**Exercise objective**.
From the first line of the data below through the line holding "3 완료 (0%)</p>", output each line exactly and leave the pictures out.
================
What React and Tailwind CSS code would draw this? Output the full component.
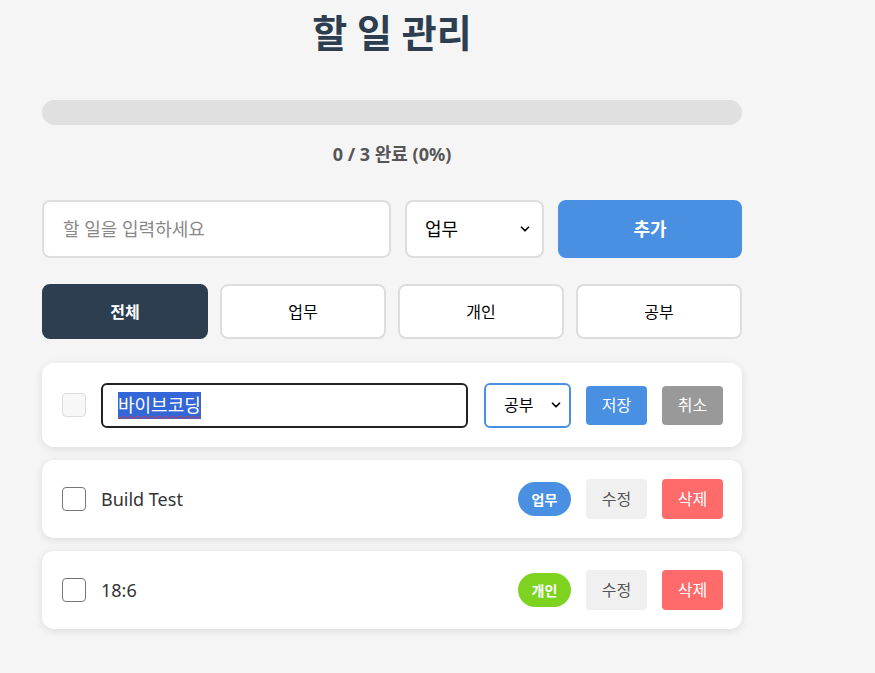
import { ChevronDown } from "lucide-react";

const FONT = "font-['Noto_Sans','Noto_Sans_CJK_KR',sans-serif]";

const filters = ["전체", "업무", "개인", "공부"];

const todos = [
  { id: 2, text: "Build Test", category: "업무", badge: "bg-[#4a90e2]" },
  { id: 3, text: "18:6", category: "개인", badge: "bg-[#7ed321]" },
];

const Checkbox = ({ disabled }) => (
  <div
    className={
      disabled
        ? "w-6 h-6 shrink-0 rounded-[4px] border border-[#ddd] bg-[#f7f7f7]"
        : "w-6 h-6 shrink-0 rounded-[4px] border border-[#767676] bg-white"
    }
  />
);

export default function App() {
  return (
    <div className={`min-h-screen bg-[#f5f5f5] ${FONT} text-[#333]`}>
      <div className="w-[700px] ml-[42px] pt-[4px] pb-10">
        {/* Header */}
        <h1 className="text-[38px] leading-[56px] font-bold text-[#2c3e50] text-center">할 일 관리</h1>

        {/* Progress */}
        <div className="mt-[40px] h-[25px] rounded-full bg-[#e0e0e0] overflow-hidden">
          <div className="h-full bg-[#4a90e2]" style={{ width: "0%" }} />
        </div>
        <p className="mt-[16px] text-center text-[18px] leading-[27px] font-bold text-[#555]">0 / 3 완료 (0%)</p>

        {/* Add form */}
        <div className="mt-[32px] flex gap-[14px]">
          <div className="w-[349px] h-[58px] flex items-center px-[19px] bg-white border-2 border-[#ddd] rounded-[8px] text-[18px] text-[#888]">
            할 일을 입력하세요
          </div>
          <div className="w-[139px] h-[58px] flex items-center justify-between pl-[18px] pr-[10px] bg-white border-2 border-[#ddd] rounded-[8px] text-[18px] text-black">
            <span>업무</span>
            <ChevronDown size={14} strokeWidth={3} />
          </div>
          <button className="flex-1 h-[58px] rounded-[8px] bg-[#4a90e2] text-white text-[18px] font-bold">추가</button>
        </div>

        {/* Filters */}
        <div className="mt-[26px] grid grid-cols-4 gap-[12px]">
          {filters.map((f, i) => (
            <button
              key={f}
              className={
                i === 0
                  ? "h-[55px] rounded-[8px] border-2 border-[#2c3e50] bg-[#2c3e50] text-white text-[16px] font-bold"
                  : "h-[55px] rounded-[8px] border-2 border-[#ddd] bg-white text-black text-[16px]"
              }
            >
              {f}
            </button>
          ))}
        </div>

        {/* List */}
        <div className="mt-[24px] flex flex-col gap-[13px]">
          <div className="h-[84px] flex items-center gap-[15px] pl-5 pr-[19px] bg-white rounded-[12px] shadow-[0_2px_8px_rgba(0,0,0,0.1)]">
            <Checkbox disabled />
            <div className="flex-1 h-[45px] flex items-center px-[15px] border-2 border-[#222] rounded-[6px] text-[18px]">
              <span className="bg-[#3366d6] text-white leading-[27px] underline decoration-wavy decoration-[#e33] decoration-1 underline-offset-[3px]">바이브코딩</span>
            </div>
            <div className="ml-[1px] w-[87px] h-[45px] flex items-center justify-between pl-[18px] pr-[6px] border-2 border-[#4a90e2] rounded-[6px] text-[16px] text-black">
              <span>공부</span>
              <ChevronDown size={14} strokeWidth={3} />
            </div>
            <button className="w-[61px] h-[39px] rounded-[4px] bg-[#4a90e2] text-white text-[16px]">저장</button>
            <button className="w-[61px] h-[39px] rounded-[4px] bg-[#999] text-white text-[16px]">취소</button>
          </div>

          {todos.map((t) => (
            <div
              key={t.id}
              className="h-[78px] flex items-center gap-[15px] pl-5 pr-[19px] bg-white rounded-[12px] shadow-[0_2px_8px_rgba(0,0,0,0.1)]"
            >
              <Checkbox />
              <span className="flex-1 text-[18px] text-[#333]">{t.text}</span>
              <span className={`w-[53px] h-[34px] flex items-center justify-center rounded-full ${t.badge} text-white text-[14px] font-bold`}>
                {t.category}
              </span>
              <button className="w-[61px] h-[40px] rounded-[4px] bg-[#f0f0f0] text-[#555] text-[16px]">수정</button>
              <button className="w-[61px] h-[40px] rounded-[4px] bg-[#ff6b6b] text-white text-[16px]">삭제</button>
            </div>
          ))}
        </div>
      </div>
    </div>
  );
}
================
**Output below**.
What React and Tailwind CSS code would draw this? Output the full component.
import { ChevronDown } from "lucide-react";

const FONT = "font-['Noto_Sans','Noto_Sans_CJK_KR',sans-serif]";

const filters = ["전체", "업무", "개인", "공부"];

const todos = [
  { id: 2, text: "Build Test", category: "업무", badge: "bg-[#4a90e2]" },
  { id: 3, text: "18:6", category: "개인", badge: "bg-[#7ed321]" },
];

const Checkbox = ({ disabled }) => (
  <div
    className={
      disabled
        ? "w-6 h-6 shrink-0 rounded-[4px] border border-[#ddd] bg-[#f7f7f7]"
        : "w-6 h-6 shrink-0 rounded-[4px] border border-[#767676] bg-white"
    }
  />
);

export default function App() {
  return (
    <div className={`min-h-screen bg-[#f5f5f5] ${FONT} text-[#333]`}>
      <div className="w-[700px] ml-[42px] pt-[4px] pb-10">
        {/* Header */}
        <h1 className="text-[38px] leading-[56px] font-bold text-[#2c3e50] text-center">할 일 관리</h1>

        {/* Progress */}
        <div className="mt-[40px] h-[25px] rounded-full bg-[#e0e0e0] overflow-hidden">
          <div className="h-full bg-[#4a90e2]" style={{ width: "0%" }} />
        </div>
        <p className="mt-[16px] text-center text-[18px] leading-[27px] font-bold text-[#555]">0 / 3 완료 (0%)</p>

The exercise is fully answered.